-- start of Provided data --

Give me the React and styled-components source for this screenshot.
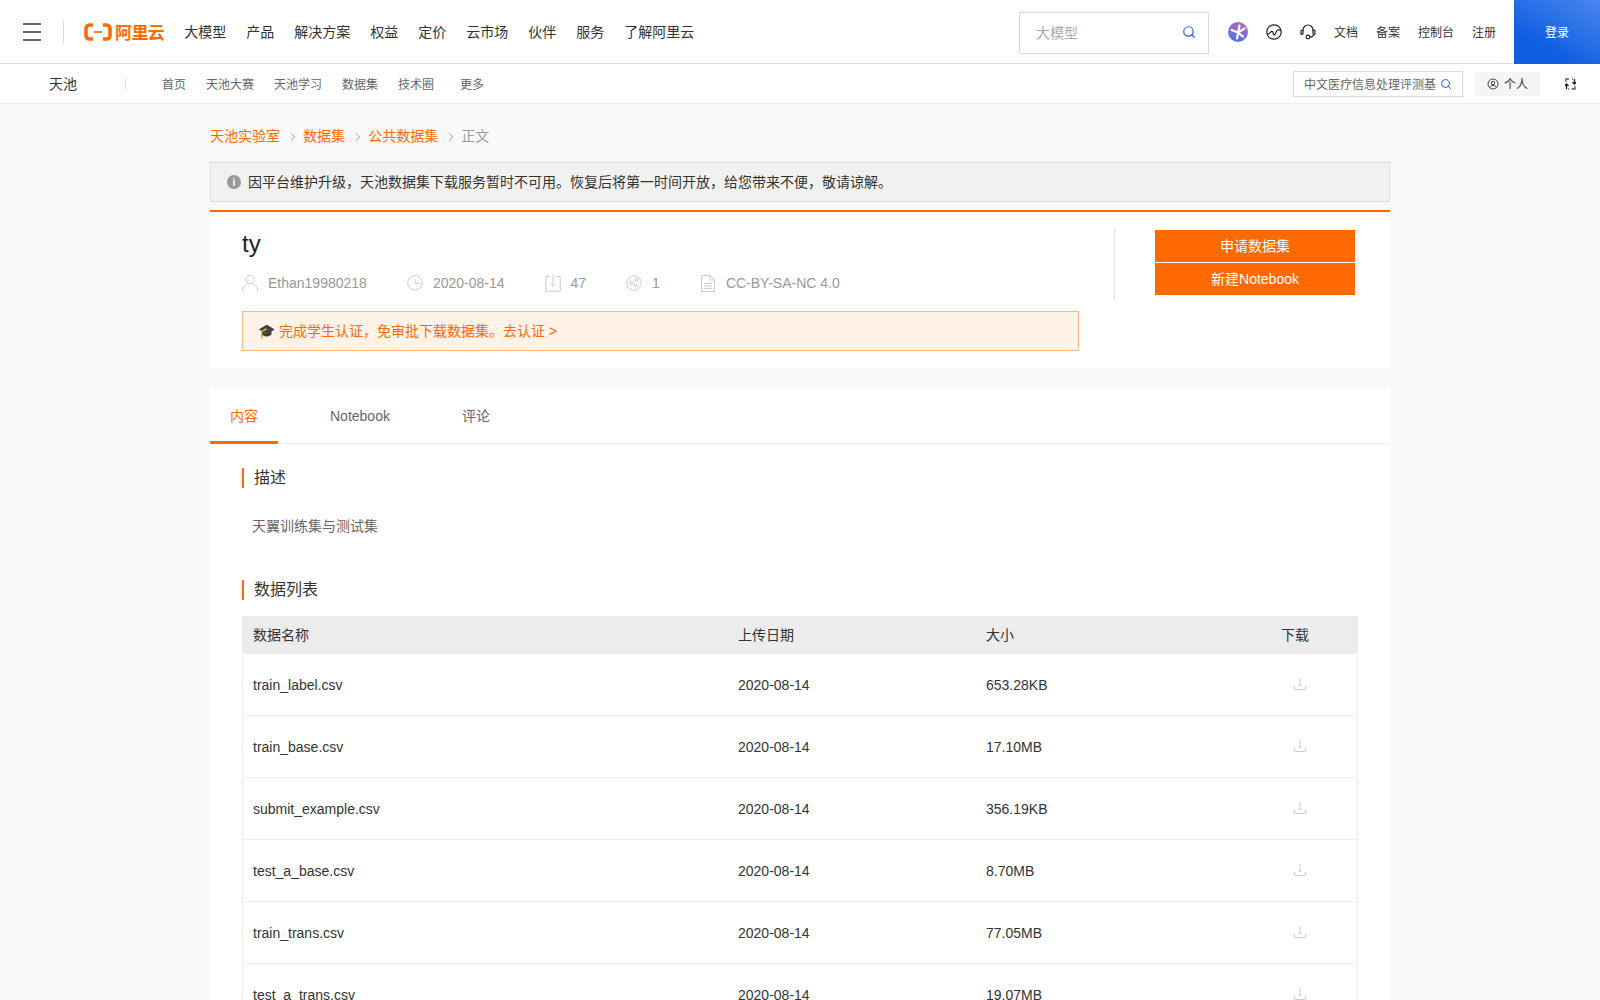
import React from 'react';
import styled, { createGlobalStyle } from 'styled-components';
import { Search, ChevronRight } from 'lucide-react';

const orange = '#ff6a00';

const GlobalStyle = createGlobalStyle`
  html, body {
    margin: 0;
    height: 100%;
    overflow: hidden;
    background: #f9f9f9;
    font-family: "Liberation Sans", "Noto Sans CJK SC", sans-serif;
    color: #333;
  }
  * { box-sizing: border-box; }
`;

const TopBar = styled.header`
  display: flex;
  align-items: center;
  height: 64px;
  padding-left: 23px;
  background: #fff;
  border-bottom: 1px solid #d9d9d9;
`;

const Burger = styled.div`
  display: flex;
  flex-direction: column;
  gap: 6px;
  width: 18px;
  span { height: 2px; background: #666; }
`;

const VLine = styled.div`
  width: 1px;
  height: 24px;
  margin-left: 22px;
  background: #d9d9d9;
`;

const Logo = styled.a`
  display: flex;
  align-items: center;
  gap: 3px;
  margin-left: 20px;
  margin-right: 20px;
  color: ${orange};
  font-size: 17px;
  font-weight: 700;
  letter-spacing: -0.6px;
`;

const MainNav = styled.nav`
  display: flex;
  gap: 20px;
  padding-bottom: 2px;
  font-size: 14px;
  color: #333;
`;

const TopRight = styled.div`
  display: flex;
  align-items: center;
  gap: 18px;
  margin-left: auto;
  font-size: 12px;
  color: #333;
`;

const TopSearch = styled.div`
  display: flex;
  align-items: center;
  justify-content: space-between;
  width: 190px;
  height: 42px;
  margin: 2px 1px 0 0;
  padding: 0 12px 2px 16px;
  border: 1px solid #d9d9d9;
  font-size: 14px;
  color: #aaa;
`;

const Login = styled.a`
  display: flex;
  align-items: center;
  justify-content: center;
  width: 86px;
  height: 64px;
  background: linear-gradient(30deg, #0f5fe0 30%, #4a86ee);
  color: #fff;
`;

const SubBar = styled.div`
  display: flex;
  align-items: center;
  height: 40px;
  padding: 0 24px 0 49px;
  background: #fff;
  border-bottom: 1px solid #eee;
`;

const SubTitle = styled.span`
  width: 76px;
  padding-bottom: 2px;
  font-size: 14px;
  color: #333;
`;

const SubLine = styled.i`
  width: 1px;
  height: 12px;
  margin-right: 36px;
  background: #ddd;
`;

const SubNav = styled.nav`
  display: flex;
  gap: 20px;
  font-size: 12px;
  color: #666;
`;

const SubLink = styled.a`
  margin-left: ${p => (p.$more ? '6px' : '0')};
`;

const SubRight = styled.div`
  display: flex;
  align-items: center;
  margin-left: auto;
  font-size: 12px;
`;

const SubSearch = styled.div`
  display: flex;
  align-items: center;
  justify-content: space-between;
  width: 170px;
  height: 26px;
  padding: 0 10px 0 10px;
  border: 1px solid #d9d9d9;
  color: #666;
  white-space: nowrap;
`;

const Personal = styled.div`
  display: flex;
  align-items: center;
  justify-content: center;
  gap: 5px;
  width: 65px;
  height: 24px;
  margin-left: 12px;
  margin-right: 25px;
  background: #f5f5f5;
  color: #333;
`;

const Page = styled.main`
  width: 1180px;
  margin: 0 auto;
  padding-top: 22px;
`;

const Crumbs = styled.div`
  display: flex;
  align-items: center;
  height: 20px;
  margin-bottom: 16px;
  padding-bottom: 2px;
  font-size: 14px;
  color: ${orange};
`;

const CrumbSep = styled.span`
  display: flex;
  justify-content: center;
  width: 23.1px;
  margin-top: 3px;
  padding-left: 3px;
  color: #888;
`;

const Current = styled.span`
  color: #999;
`;

const Notice = styled.div`
  display: flex;
  align-items: center;
  gap: 7px;
  height: 40px;
  padding: 0 0 2px 16px;
  margin-bottom: 8px;
  background: #f1f1f1;
  border: 1px solid #ddd;
  font-size: 14px;
  color: #333;
`;

const InfoDot = styled.span`
  display: flex;
  align-items: center;
  justify-content: center;
  width: 14px;
  height: 14px;
  margin-top: 2px;
  border-radius: 50%;
  background: #999;
  color: #fff;
  font-size: 10px;
  font-weight: 700;
`;

const HeadCard = styled.section`
  display: flex;
  padding: 14px 0 17px 32px;
  background: #fff;
  border-top: 2px solid ${orange};
  margin-bottom: 20px;
`;

const HeadLeft = styled.div`
  width: 837px;
`;

const Title = styled.h1`
  margin: 0 0 11px;
  font-size: 24px;
  font-weight: 400;
  line-height: 36px;
  color: #222;
`;

const Meta = styled.div`
  display: flex;
  gap: 40px;
  height: 20px;
  margin-bottom: 18px;
  font-size: 14px;
  line-height: 20px;
  color: #999;
`;

const MetaItem = styled.span`
  display: flex;
  align-items: center;
  gap: 10px;
`;

const Banner = styled.div`
  display: flex;
  align-items: center;
  height: 40px;
  padding: 0 0 2px 15px;
  background: #fff2e6;
  border: 1px solid #ffb97f;
  font-size: 14px;
  color: ${orange};
`;

const HeadRight = styled.div`
  display: flex;
  flex-direction: column;
  gap: 1px;
  width: 241px;
  height: 73px;
  margin: 2px 0 0 35px;
  padding: 2px 0 0 40px;
  border-left: 1px solid #e3e3e3;
`;

const OrangeButton = styled.button`
  width: 200px;
  height: 32px;
  padding: 0 0 2px;
  border: 0;
  background: ${orange};
  color: #fff;
  font: inherit;
  font-size: 14px;
`;

const ContentCard = styled.section`
  background: #fff;
`;

const Tabs = styled.div`
  display: flex;
  gap: 32px;
  height: 56px;
  border-bottom: 1px solid #eee;
`;

const Tab = styled.a`
  height: 56px;
  padding: 0 20px;
  font-size: 14px;
  line-height: 57px;
  color: ${p => (p.$active ? orange : '#666')};
  border-bottom: 3px solid ${p => (p.$active ? orange : 'transparent')};
`;

const Body = styled.div`
  padding: 24px 32px 0;
`;

const Heading = styled.h2`
  height: 20px;
  margin: 0;
  padding-left: 10px;
  border-left: 2px solid ${orange};
  font-size: 16px;
  font-weight: 400;
  line-height: 20px;
  color: #333;
`;

const Desc = styled.p`
  margin: 27px 0 43px 10px;
  font-size: 14px;
  line-height: 22px;
  color: #666;
`;

const DataTable = styled.div`
  margin-top: 16px;
  width: 1116px;
  border: solid #eee;
  border-width: 0 1px;
  font-size: 14px;
  color: #333;
`;

const Row = styled.div`
  display: grid;
  grid-template-columns: 485px 248px 295px 1fr;
  align-items: center;
  height: 62px;
  padding-left: 10px;
  border-bottom: 1px solid #eee;
`;

const HeadRow = styled(Row)`
  height: 38px;
  padding-bottom: 2px;
  background: #ececec;
  border-bottom: 0;
`;

const DownloadCell = styled.span`
  display: flex;
  padding: 0 0 2px 13px;
  color: #ccc;
`;

const Cubes = () => (
  <svg width="28" height="18" viewBox="0 0 28 18" fill="none">
    <path d="M9 2H5.500C3.500 2 2 3.500 2 5.500v7C2 14.500 3.500 16 5.500 16H9" stroke={orange} strokeWidth="3.600" />
    <path d="M19 2h3.500C24.500 2 26 3.500 26 5.500v7c0 2-1.500 3.500-3.500 3.500H19" stroke={orange} strokeWidth="3.600" />
    <path d="M10 9h8" stroke={orange} strokeWidth="1.600" />
  </svg>
);

const Spark = () => (
  <svg width="20" height="20" viewBox="0 0 20 20">
    <defs>
      <linearGradient id="spark" x1="0.7" y1="0" x2="0.3" y2="1">
        <stop offset="0" stopColor="#c060b0" />
        <stop offset="1" stopColor="#3f7cf0" />
      </linearGradient>
    </defs>
    <circle cx="10" cy="10" r="10" fill="url(#spark)" />
    <path d="M11.500 3.500 9 16.500M3.500 8l6.500 2.500M16.500 6.500 10 10.500l5 4" stroke="#fff" strokeWidth="2.200" strokeLinecap="round" fill="none" />
  </svg>
);

const Globe = () => (
  <svg width="16" height="16" viewBox="0 0 16 16" fill="none" stroke="#222" strokeWidth="1.200">
    <circle cx="8" cy="8" r="7.200" />
    <path d="M1.200 10.500C4 10.500 4.500 6.500 6.500 7.500 8 8.500 6.500 11 8 11c2 0 2-4.500 3.500-5 1-.3 2 0 3.300.2" />
  </svg>
);

const Headset = () => (
  <svg width="16" height="16" viewBox="0 0 16 16" fill="none" stroke="#222" strokeWidth="1.200">
    <path d="M3 7V6a5 5 0 0 1 10 0v1" />
    <rect x="1" y="6" width="2" height="4.500" rx="1" />
    <rect x="13" y="6" width="2" height="4.500" rx="1" />
    <circle cx="8" cy="13" r="1.800" />
    <path d="M13.500 10.500c0 1.500-1.500 2.500-3.700 2.500" />
  </svg>
);

const Person = () => (
  <svg width="12" height="12" viewBox="0 0 12 12" fill="none" stroke="#333" strokeWidth="0.900">
    <circle cx="6" cy="6" r="5" />
    <circle cx="6" cy="5" r="1.700" />
    <path d="M2.800 9.500C3.500 8 4.500 7.500 6 7.500s2.500.5 3.200 2" />
  </svg>
);

const Expand = () => (
  <svg width="11" height="12" viewBox="0 0 11 12" fill="none" strokeWidth="1.300">
    <path d="M4 1H1v3M7 1h1M1 7v1M4 11H3M6.500 11H10V8" stroke="#555" />
    <path d="M9.500 1v5M7.500 4l2 2 2-2M1.500 11V6M-.5 8l2-2 2 2" stroke="#222" />
  </svg>
);

const UserIcon = () => (
  <svg width="16" height="18" viewBox="0 0 16 18" fill="none" stroke="#ccc">
    <circle cx="8" cy="5.500" r="4.200" />
    <path d="M.5 17.500c0-4 2.500-7 5-7.500M15.500 17.500c0-4-2.500-7-5-7.500" />
  </svg>
);

const ClockIcon = () => (
  <svg width="16" height="16" viewBox="0 0 16 16" fill="none" stroke="#ccc">
    <circle cx="8" cy="8" r="7.300" />
    <path d="M8 4v4.500h4" />
  </svg>
);

const BoxIcon = () => (
  <svg width="16" height="18" viewBox="0 0 16 18" fill="none" stroke="#ccc">
    <path d="M5 2.500H.8v14.700h14.400V2.500H11M8 1v11M4.500 9 8 12.500 11.500 9" />
  </svg>
);

const ShareIcon = () => (
  <svg width="16" height="16" viewBox="0 0 16 16" fill="none" stroke="#ccc">
    <circle cx="8" cy="8" r="7.300" />
    <circle cx="5" cy="8" r="1.400" />
    <circle cx="10.500" cy="5" r="1.200" />
    <circle cx="10.500" cy="11" r="1.200" />
    <path d="M6.300 7.300 9.400 5.600M6.300 8.700l3.100 1.700" />
  </svg>
);

const DocIcon = () => (
  <svg width="16" height="17" viewBox="0 0 16 17" fill="none" stroke="#ccc">
    <path d="M1.500.500h9l4 4.500v11.500h-13zM10 .5V5h4.500M4 8.500h8M4 11h8M4 13.500h8" />
  </svg>
);

const DownloadIcon = () => (
  <svg width="12" height="12" viewBox="0 0 12 12" fill="none" stroke="#ccc">
    <path d="M6 0v8M4.500 6.500 6 8l1.500-1.500M.5 8v3.500h11V8" />
  </svg>
);

const mainLinks = ['大模型', '产品', '解决方案', '权益', '定价', '云市场', '伙伴', '服务', '了解阿里云'];
const subLinks = ['首页', '天池大赛', '天池学习', '数据集', '技术圈'];
const files = [
  ['train_label.csv', '653.28KB'],
  ['train_base.csv', '17.10MB'],
  ['submit_example.csv', '356.19KB'],
  ['test_a_base.csv', '8.70MB'],
  ['train_trans.csv', '77.05MB'],
  ['test_a_trans.csv', '19.07MB'],
];

export default function App() {
  return (
    <>
      <GlobalStyle />
      <TopBar>
        <Burger><span /><span /><span /></Burger>
        <VLine />
        <Logo><Cubes />阿里云</Logo>
        <MainNav>
          {mainLinks.map(link => <a key={link}>{link}</a>)}
        </MainNav>
        <TopRight>
          <TopSearch>
            大模型
            <Search size={14} color="#1a66e0" />
          </TopSearch>
          <Spark />
          <Globe />
          <Headset />
          <a>文档</a>
          <a>备案</a>
          <a>控制台</a>
          <a>注册</a>
          <Login>登录</Login>
        </TopRight>
      </TopBar>

      <SubBar>
        <SubTitle>天池</SubTitle>
        <SubLine />
        <SubNav>
          {subLinks.map(link => <SubLink key={link}>{link}</SubLink>)}
          <SubLink $more>更多</SubLink>
        </SubNav>
        <SubRight>
          <SubSearch>
            中文医疗信息处理评测基
            <Search size={12} color="#1a66e0" />
          </SubSearch>
          <Personal><Person />个人</Personal>
          <Expand />
        </SubRight>
      </SubBar>

      <Page>
        <Crumbs>
          天池实验室
          <CrumbSep><ChevronRight size={14} strokeWidth={1.300} /></CrumbSep>
          数据集
          <CrumbSep><ChevronRight size={14} strokeWidth={1.300} /></CrumbSep>
          公共数据集
          <CrumbSep><ChevronRight size={14} strokeWidth={1.300} /></CrumbSep>
          <Current>正文</Current>
        </Crumbs>

        <Notice>
          <InfoDot>i</InfoDot>
          因平台维护升级，天池数据集下载服务暂时不可用。恢复后将第一时间开放，给您带来不便，敬请谅解。
        </Notice>

        <HeadCard>
          <HeadLeft>
            <Title>ty</Title>
            <Meta>
              <MetaItem><UserIcon />Ethan19980218</MetaItem>
              <MetaItem><ClockIcon />2020-08-14</MetaItem>
              <MetaItem><BoxIcon />47</MetaItem>
              <MetaItem><ShareIcon />1</MetaItem>
              <MetaItem><DocIcon />CC-BY-SA-NC 4.0</MetaItem>
            </Meta>
            <Banner>🎓 完成学生认证，免审批下载数据集。去认证 &gt;</Banner>
          </HeadLeft>
          <HeadRight>
            <OrangeButton>申请数据集</OrangeButton>
            <OrangeButton>新建Notebook</OrangeButton>
          </HeadRight>
        </HeadCard>

        <ContentCard>
          <Tabs>
            <Tab $active>内容</Tab>
            <Tab>Notebook</Tab>
            <Tab>评论</Tab>
          </Tabs>
          <Body>
            <Heading>描述</Heading>
            <Desc>天翼训练集与测试集</Desc>
            <Heading>数据列表</Heading>
            <DataTable>
              <HeadRow>
                <span>数据名称</span>
                <span>上传日期</span>
                <span>大小</span>
                <span>下载</span>
              </HeadRow>
              {files.map(([name, size]) => (
                <Row key={name}>
                  <span>{name}</span>
                  <span>2020-08-14</span>
                  <span>{size}</span>
                  <DownloadCell><DownloadIcon /></DownloadCell>
                </Row>
              ))}
            </DataTable>
          </Body>
        </ContentCard>
      </Page>
    </>
  );
}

-- end of Provided data --

Go from the first line of the data above to the line containing "const orange = '#ff6a00';" and retype exactly those lines, both included, but none of the pictures.

> Response to this task
Give me the React and styled-components source for this screenshot.
import React from 'react';
import styled, { createGlobalStyle } from 'styled-components';
import { Search, ChevronRight } from 'lucide-react';

const orange = '#ff6a00';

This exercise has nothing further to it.